La Nochebuena, la Navidad, nos invita a iniciar otra forma de vivir la vida, que no deja de ser la misma vida de siempre, y no es contradicción, es paradoja, porque siendo la vida diaria -el mismo trabajo, la misma familia, los mismos amigos…-, la transformación interior nos lleva a ver y a convivir todo de manera diferente. Tradicionalmente, es en el inicio de cada año, cuando los propósitos más mundanos afloran en nuestros intereses, y es normal, todo está en regla, una fecha mundana debe dar propósitos mundanos. Lo raro es que una fecha sobrenatural como es la Navidad no provoque en los cristianos propósitos sobrenaturales. Quizá sea la falta de empeño en querer ver, mirar, buscar en nuestro interior y preguntarnos sobre cómo es nuestra relación con Dios, porque no hay que esperar a que truene para acordarnos de santa Bárbara… También podemos proveernos de un buen paraguas aún no sabiendo si lloverá o no.
Lo raro es que una fecha sobrenatural como es la Navidad, no provoque en los cristianos propósitos sobrenaturales
Podemos imitar a María en su humilde disponibilidad, y también ser José en su quehacer diario: su trabajo, su protección, el amor que tuvo por ella y el Niño. Podemos ser José y volver a rescatar al hombre (mujer) que fuimos en los primeros amores, desposeídos de celos y trapos sucios ocultados posiblemente en silencio, pero sin perdonar… En la medida que pasan los años, el corazón se reduce, se arruga, se hace duro... San José nos dice que nuestros años de vejez deben servir para ser/estar más cercano y deseable al menos a los nuestros. Huir de ser viejos agriados porque la vida ha sido dura o porque, según nosotros mismos, no hemos sido tratados como merecemos por la familia, el mundo… ¡Dios!

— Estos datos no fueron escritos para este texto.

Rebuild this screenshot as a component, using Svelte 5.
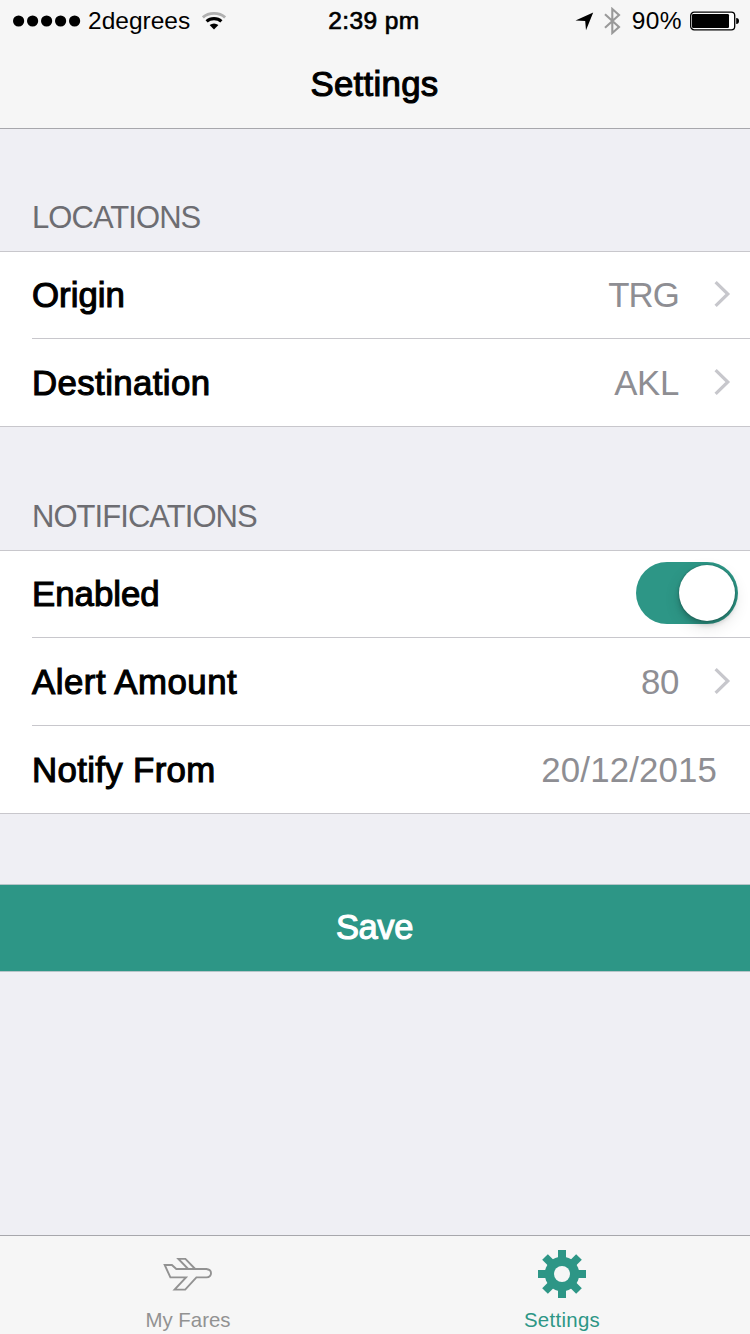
<script>
  const groups = [
    {
      title: 'LOCATIONS',
      track: -0.95,
      rows: [
        { label: 'Origin', track: 0, value: 'TRG', valueTrack: -0.9, arrow: true },
        { label: 'Destination', track: 0.4, value: 'AKL', valueTrack: -0.3, arrow: true }
      ]
    },
    {
      title: 'NOTIFICATIONS',
      track: -0.95,
      rows: [
        { label: 'Enabled', track: 0, toggle: true },
        { label: 'Alert Amount', track: 0.5, value: '80', valueTrack: -0.3, arrow: true },
        { label: 'Notify From', track: 0.35, value: '20/12/2015', valueTrack: 0.15 }
      ]
    }
  ];
  let enabled = $state(true);
</script>

<div class="screen">
  <header>
    <div class="status">
      <div class="carrier">
        <svg width="68" height="14" viewBox="0 0 68 14">
          {#each [0, 1, 2, 3, 4] as i}
            <circle cx={5.6 + i * 14} cy="7" r="5.6" />
          {/each}
        </svg>
        <span class="network">2degrees</span>
        <svg class="wifi" width="24" height="20" viewBox="0 0 24 20">
          <path d="M0.9 6.4Q5.2 2.3 12 2.3T23.1 6.4" fill="none" stroke="#b0b0b0" stroke-width="2.8" />
          <path d="M4.6 10.4Q7.6 7.6 12 7.6T19.4 10.4" fill="none" stroke="#000" stroke-width="3.1" />
          <path d="M7.6 13.9Q12 10.9 16.4 13.9L12 18.6Z" />
        </svg>
      </div>
      <div class="time">2:39 pm</div>
      <div class="indicators">
        <svg width="19" height="19" viewBox="0 0 19 19"><path d="M18.2 0.4L11 18.2L10.2 8.9L0.5 8.4Z" /></svg>
        <svg class="bluetooth" width="17" height="28" viewBox="0 0 17 28">
          <path d="M1 7.2L15 20L8.3 26V2L15 8L1 20.8" fill="none" stroke="#999" stroke-width="2.1" />
        </svg>
        <span class="percent">90%</span>
        <svg class="battery" width="50" height="20" viewBox="0 0 50 20">
          <rect x="0.7" y="1.2" width="44" height="17.6" rx="3.4" fill="#fff" stroke="#000" stroke-width="1.3" />
          <rect x="2" y="3" width="37" height="14" rx="1.2" />
          <path d="M46.2 7Q49 7.2 49 10T46.2 13Z" />
        </svg>
      </div>
    </div>
    <h1>Settings</h1>
  </header>

  <main>
    {#each groups as group}
      <section>
        <h2 style:letter-spacing="{group.track}px">{group.title}</h2>
        <div class="list">
          {#each group.rows as row}
            <div class="row">
              <span class="label" style:letter-spacing="{row.track}px">{row.label}</span>
              {#if row.toggle}
                <button class="switch" class:on={enabled} aria-label="Enabled" onclick={() => (enabled = !enabled)}>
                  <span class="knob"></span>
                </button>
              {:else}
                <span class="value" class:plain={!row.arrow} style:letter-spacing="{row.valueTrack}px">{row.value}</span>
              {/if}
              {#if row.arrow}
                <svg class="chevron" width="17" height="28" viewBox="0 0 17 28">
                  <path d="M1.6 2.1L13.8 14L1.6 25.9" fill="none" stroke="#c7c7cc" stroke-width="3.2" />
                </svg>
              {/if}
            </div>
          {/each}
        </div>
      </section>
    {/each}
    <button class="save">Save</button>
  </main>

  <nav>
    <div class="tab">
      <svg width="50" height="50" viewBox="0 0 50 50">
        <g fill="none" stroke="#929292" stroke-width="1.9">
          <path d="M1.7 16H8.9L13.3 20H43.4Q48 20.4 48 24.2T43.4 28.4H33.4L22.2 40.6H11.6L23 28.4H7.4Z" />
          <path d="M25.2 20L15.4 9.9H22.4L32.2 20" />
        </g>
      </svg>
      <span class="fares">My Fares</span>
    </div>
    <div class="tab active">
      <svg width="50" height="50" viewBox="0 0 50 50">
        <g fill="#2d9686">
          {#each [0, 45, 90, 135] as angle}
            <rect x="21" y="1" width="8" height="48" transform="rotate({angle} 25 25)" />
          {/each}
          <circle cx="25" cy="25" r="17.3" />
        </g>
        <circle cx="25" cy="25" r="8" fill="#f6f6f6" />
      </svg>
      <span>Settings</span>
    </div>
  </nav>
</div>

<style>
  :global(body) {
    margin: 0;
  }
  .screen {
    width: 750px;
    height: 1334px;
    display: flex;
    flex-direction: column;
    overflow: hidden;
    background: #efeff4;
    font-family: 'Liberation Sans', Arial, sans-serif;
    color: #000;
  }
  svg {
    display: block;
    flex: none;
  }
  header {
    height: 128px;
    background: #f6f6f6;
    border-bottom: 1px solid #a7a7ac;
  }
  .status {
    height: 40px;
    padding-top: 1px;
    display: grid;
    grid-template-columns: 1fr auto 1fr;
    align-items: center;
    font-size: 24.5px;
    line-height: 40px;
  }
  .carrier {
    display: flex;
    align-items: center;
    padding-left: 13px;
  }
  .network {
    width: 105px;
    margin: 0 9px 0 7px;
    letter-spacing: 0;
  }
  .time {
    padding-right: 2px;
    letter-spacing: 0.4px;
    -webkit-text-stroke: 0.7px #000;
  }
  .indicators {
    display: flex;
    align-items: center;
    justify-content: flex-end;
    padding-right: 10px;
  }
  .bluetooth {
    margin-left: 10px;
  }
  .percent {
    margin: 0 8px 0 11px;
    letter-spacing: 0.4px;
  }
  h1 {
    margin: 0;
    height: 87px;
    padding-right: 1px;
    line-height: 86px;
    text-align: center;
    font-size: 34.8px;
    font-weight: 400;
    letter-spacing: 0.3px;
    -webkit-text-stroke: 1.1px #000;
  }
  main {
    flex: 1;
    display: flex;
    flex-direction: column;
  }
  h2 {
    margin: 0;
    height: 122px;
    box-sizing: border-box;
    padding: 71px 0 0 32px;
    font-size: 31px;
    line-height: 36px;
    font-weight: 400;
    color: #6d6d72;
  }
  section + section h2 {
    height: 123px;
    padding-top: 72px;
  }
  .list {
    background: #fff;
    border-top: 1px solid #c8c7cc;
    border-bottom: 1px solid #c8c7cc;
  }
  .row {
    height: 87px;
    margin-left: 32px;
    display: flex;
    align-items: center;
    font-size: 34.8px;
    line-height: 87px;
  }
  .row:first-child {
    height: 86px;
    line-height: 86px;
  }
  .row + .row {
    border-top: 1px solid #c8c7cc;
  }
  .label {
    flex: 1;
    -webkit-text-stroke: 1.1px #000;
  }
  .value {
    color: #8e8e93;
    margin-right: 35px;
  }
  .plain {
    margin-right: 33px;
  }
  .chevron {
    margin: 0 19px 2px 0;
  }
  .switch {
    width: 102px;
    height: 62px;
    margin: 0 12px 2px 0;
    padding: 3px;
    border: 0;
    border-radius: 31px;
    background: #d5d5da;
    display: flex;
  }
  .switch.on {
    background: #2d9686;
    justify-content: flex-end;
  }
  .knob {
    width: 56px;
    height: 56px;
    border-radius: 50%;
    background: #fff;
    box-shadow: 0 6px 16px rgba(0, 0, 0, 0.12), 0 4px 5px rgba(0, 0, 0, 0.18), 0 0 2px rgba(0, 0, 0, 0.3);
  }
  .save {
    margin: 70px 0 0;
    height: 88px;
    padding: 0 1px 2px 0;
    border: 0;
    border-top: 1px solid #b5c5c8;
    border-bottom: 1px solid #b5c5c8;
    background: #2d9686;
    color: #fff;
    font: 34.5px/84px 'Liberation Sans', Arial, sans-serif;
    letter-spacing: -0.4px;
    -webkit-text-stroke: 1.1px #fff;
  }
  nav {
    height: 98px;
    border-top: 1px solid #a7a7ac;
    background: #f6f6f6;
    display: flex;
    padding-left: 1px;
  }
  .tab {
    width: 374px;
    padding-top: 13px;
    display: flex;
    flex-direction: column;
    align-items: center;
    gap: 8px;
    font-size: 20.4px;
    line-height: 26px;
    color: #929292;
    letter-spacing: 0.3px;
  }
  .fares {
    letter-spacing: 0;
  }
  .active {
    color: #2d9686;
  }
</style>
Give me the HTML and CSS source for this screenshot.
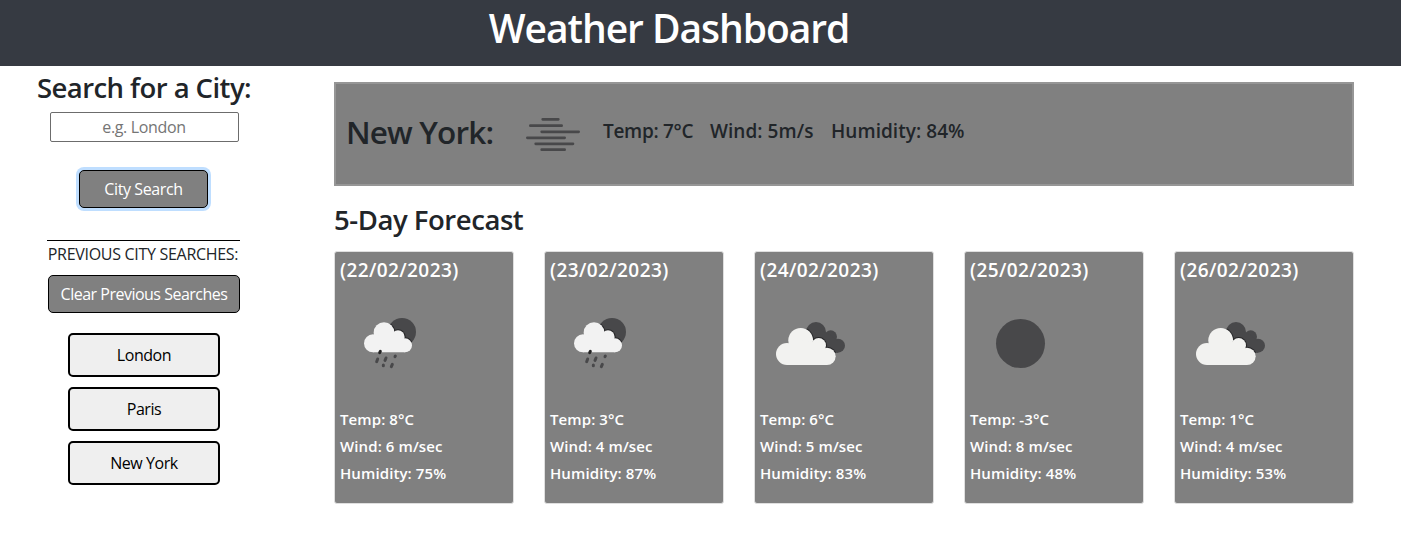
FILE: index.html
```html
<!DOCTYPE html>
<html lang="en">
<head>
<meta charset="utf-8">
<title>Weather Dashboard</title>
<link rel="stylesheet" href="styles.css">
</head>
<body>
<svg class="defs" aria-hidden="true">
  <clipPath id="sun-clip"><circle cx="156" cy="81" r="42"/></clipPath>
  <clipPath id="back-clip"><path d="M108 81a30 30 0 0 1 60 0a19 19 0 0 1 31 21a21 21 0 1 1 5 41h-34l-62-40z"/></clipPath>
  <symbol id="rain" viewBox="0 0 240 225">
    <circle cx="156" cy="81" r="42" fill="#48484a"/>
    <g fill="#262628" clip-path="url(#sun-clip)">
      <circle cx="102" cy="83" r="34"/><circle cx="144" cy="96" r="23"/><circle cx="165" cy="121" r="24"/>
    </g>
    <g fill="#f2f2f2">
      <circle cx="69" cy="115" r="27"/><circle cx="102" cy="83" r="31"/><circle cx="144" cy="96" r="20"/><circle cx="165" cy="121" r="21"/>
      <path d="M69 142V100L102 80L144 92L165 110V142z"/>
    </g>
    <g stroke-linecap="round" stroke-width="9" fill="none" stroke="#48484a">
      <path d="M91 139l-2 4" stroke="#222"/>
      <path d="M83 162l-3 8M108 159l-3 7M136 153l-1 2M100 180l0 2M127 178l-3 7"/>
    </g>
  </symbol>
  <symbol id="clouds" viewBox="0 0 240 225">
    <g fill="#48484a">
      <circle cx="138" cy="81" r="30"/><circle cx="182" cy="95" r="19"/><circle cx="204" cy="122" r="21"/>
      <path d="M110 81L150 75L182 90L204 110V143H180L120 110z"/>
    </g>
    <g fill="#262628" clip-path="url(#back-clip)">
      <circle cx="92" cy="106" r="40"/><circle cx="146" cy="121" r="25"/><circle cx="171" cy="154" r="29"/>
    </g>
    <g fill="#f2f2f0">
      <circle cx="51" cy="147" r="33"/><circle cx="92" cy="106" r="37"/><circle cx="146" cy="121" r="22"/><circle cx="171" cy="154" r="26"/>
      <path d="M51 180V130L92 105L146 118L171 140V180z"/>
    </g>
  </symbol>
  <symbol id="clear" viewBox="0 0 240 225"><circle cx="121.500" cy="115.500" r="73.500" fill="#48484a"/></symbol>
  <symbol id="mist" viewBox="0 0 240 180">
    <path d="M83 43h47M46 62h94M80 80.500h111M37 98.500h112M62 116.500h112M80 134h69" stroke="#48484a" stroke-width="8" stroke-linecap="round"/>
  </symbol>
</svg>
<header class="header"><h1 class="title">Weather Dashboard</h1></header>
<div class="page">
  <aside class="sidebar">
    <h2 class="search-title">Search for a City:</h2>
    <input class="search-input" type="text" placeholder="e.g. London">
    <button class="btn search-btn">City Search</button>
    <div class="previous">PREVIOUS CITY SEARCHES:</div>
    <button class="btn clear-btn">Clear Previous Searches</button>
    <div class="history">
      <button class="city">London</button>
      <button class="city">Paris</button>
      <button class="city">New York</button>
    </div>
  </aside>
  <main class="main">
    <section class="current">
      <h2 class="current-city">New York:</h2>
      <svg class="current-icon"><use href="#mist"/></svg>
      <span class="stat stat-temp">Temp: 7°C</span>
      <span class="stat stat-wind">Wind: 5m/s</span>
      <span class="stat stat-humidity">Humidity: 84%</span>
    </section>
    <h3 class="forecast-title">5-Day Forecast</h3>
    <section class="forecast">
      <article class="card"><h4 class="date">(22/02/2023)</h4><svg class="icon"><use href="#rain"/></svg><p class="line">Temp: 8°C</p><p class="line">Wind: 6 m/sec</p><p class="line">Humidity: 75%</p></article>
      <article class="card"><h4 class="date">(23/02/2023)</h4><svg class="icon"><use href="#rain"/></svg><p class="line">Temp: 3°C</p><p class="line">Wind: 4 m/sec</p><p class="line">Humidity: 87%</p></article>
      <article class="card"><h4 class="date">(24/02/2023)</h4><svg class="icon"><use href="#clouds"/></svg><p class="line">Temp: 6°C</p><p class="line">Wind: 5 m/sec</p><p class="line">Humidity: 83%</p></article>
      <article class="card"><h4 class="date">(25/02/2023)</h4><svg class="icon"><use href="#clear"/></svg><p class="line">Temp: -3°C</p><p class="line">Wind: 8 m/sec</p><p class="line">Humidity: 48%</p></article>
      <article class="card"><h4 class="date">(26/02/2023)</h4><svg class="icon"><use href="#clouds"/></svg><p class="line">Temp: 1°C</p><p class="line">Wind: 4 m/sec</p><p class="line">Humidity: 53%</p></article>
    </section>
  </main>
</div>
</body>
</html>
```
FILE: styles.css
```css
* { box-sizing: border-box; margin: 0; }
body { font-family: "Segoe UI", "Open Sans", "Noto Sans", sans-serif; font-size: 16px; color: #212529; background: #fff; white-space: nowrap; overflow: hidden; }
.defs { display: block; width: 0; height: 0; }
.header { height: 66px; background: #363a42; padding: 4px 63px 0 0; text-align: center; }
.title { font-size: 39px; line-height: 48px; font-weight: 600; color: #fff; letter-spacing: -1.05px; }
.page { display: flex; }
.sidebar { width: 288px; display: flex; flex-direction: column; align-items: center; padding-top: 5px; }
.search-title { font-size: 27.5px; line-height: 34px; font-weight: 600; letter-spacing: -0.55px; }
.search-input { width: 189px; height: 30px; margin-top: 7px; border: 1px solid #6c6c6c; border-radius: 2px; text-align: center; font: inherit; letter-spacing: -0.35px; }
.search-input::placeholder { color: #757575; }
.btn { height: 38px; border: 1px solid #000; border-radius: 5px; background: #808080; color: #fff; font: inherit; padding: 0; letter-spacing: -0.5px; }
.search-btn { width: 129px; margin: 28px 1px 0 0; box-shadow: 0 0 0 3px #bfdeff; letter-spacing: -0.4px; }
.previous { width: 193px; height: 28px; margin: 32px 2px 0 0; border-top: 1px solid #000; text-align: center; line-height: 26px; font-size: 16px; letter-spacing: -0.3px; }
.clear-btn { width: 192px; margin-top: 7px; }
.history { display: grid; gap: 10px; margin-top: 20px; }
.city { width: 152px; height: 44px; border: 2px solid #000; border-radius: 5px; background: #efefef; color: #000; font: inherit; letter-spacing: -0.45px; }
.main { width: 1020px; margin-left: 46px; padding-top: 16px; }
.current { height: 104px; display: flex; align-items: flex-start; border: 2px solid #969696; background: #808080; padding: 20px 10px 0; }
.current-city { width: 169px; font-size: 31.5px; line-height: 55px; font-weight: 600; letter-spacing: -0.85px; }
.current-icon { width: 80px; height: 60px; margin-top: 1px; }
.stat { font-size: 19px; line-height: 54px; font-weight: 600; letter-spacing: 0.05px; }
.stat-temp { width: 107px; margin-left: 8px; letter-spacing: -0.3px; }
.stat-wind { width: 121px; }
.forecast-title { font-size: 27.5px; line-height: 34px; font-weight: 600; margin-top: 17px; letter-spacing: -0.45px; }
.forecast { display: grid; grid-template-columns: repeat(5, 180px); gap: 30px; margin-top: 14px; }
.card { height: 253px; border: 1px solid #dfdfdf; border-radius: 3px; background: #808080; color: #fff; padding: 5px 5px 0; }
.date { font-size: 19px; line-height: 26px; font-weight: 600; letter-spacing: 0.4px; }
.icon { display: block; width: 80px; height: 75px; margin: 22px 0 26px 10px; }
.line { font-size: 15px; line-height: 27px; font-weight: 600; letter-spacing: 0.1px; }
```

Resurgir de la Navidad con el corazón esponjado de mirar a los demás y a este mundo caótico y oscurecido por las circunstancias políticas, sociales y pandémicas, con la alegría de estar desposeídos de nosotros mismos. Me parece un buen aliciente para mirar al año 2021. El Misterio de la Navidad tiene su mejor literatura en los cuentos que nos hacen retornar a nuestra niñez, en forma de graciosa esperanza, y me gustaría aportar en esta ocasión publicaciones que nos lleven a saborear estas fechas.
Canción de Navidad (Homolegens) de Charles Dickens. No podemos pasar por alto al más famoso, tradicional y versionado cuento de navidad sin miedo a repetirme, entre otras cosas porque aporta una magnífica moraleja que tiene mucho que ver con el colofón de este artículo. No me entretendré a desmenuzar la trama por ser archiconocida, pero sí animar a que se tenga como fondo literario en cualquier biblioteca doméstica.
El espíritu de la Navidad (Espuela de Plata) de G. K. Chesterton. Ningún escritor podría representar mejor que el gran G.K. Chesterton por su descomunal volumen y su aire de ferocísima bondad. Pero no solo físicamente, también en lo intelectual y emotivo ha sido Chesterton el más decidido, gozoso e insistente paladín de la Navidad, a la que dedicó artículos y ensayos, cuentos y poemas e incluso una breve obra de teatro.
Vieja Navidad (El Paseo) de Washitong Irving. El autor, aunque estudió Derecho, su vocación era más por bien periodística y la escritura. En 1802 comenzó a escribir artículos en periódicos de Nueva York y terminó con ensayos muy interesantes, y la presente relación de cuentos navideños donde retrata de forma nostálgica y humorística las celebraciones navideñas en una casa de campo inglesa.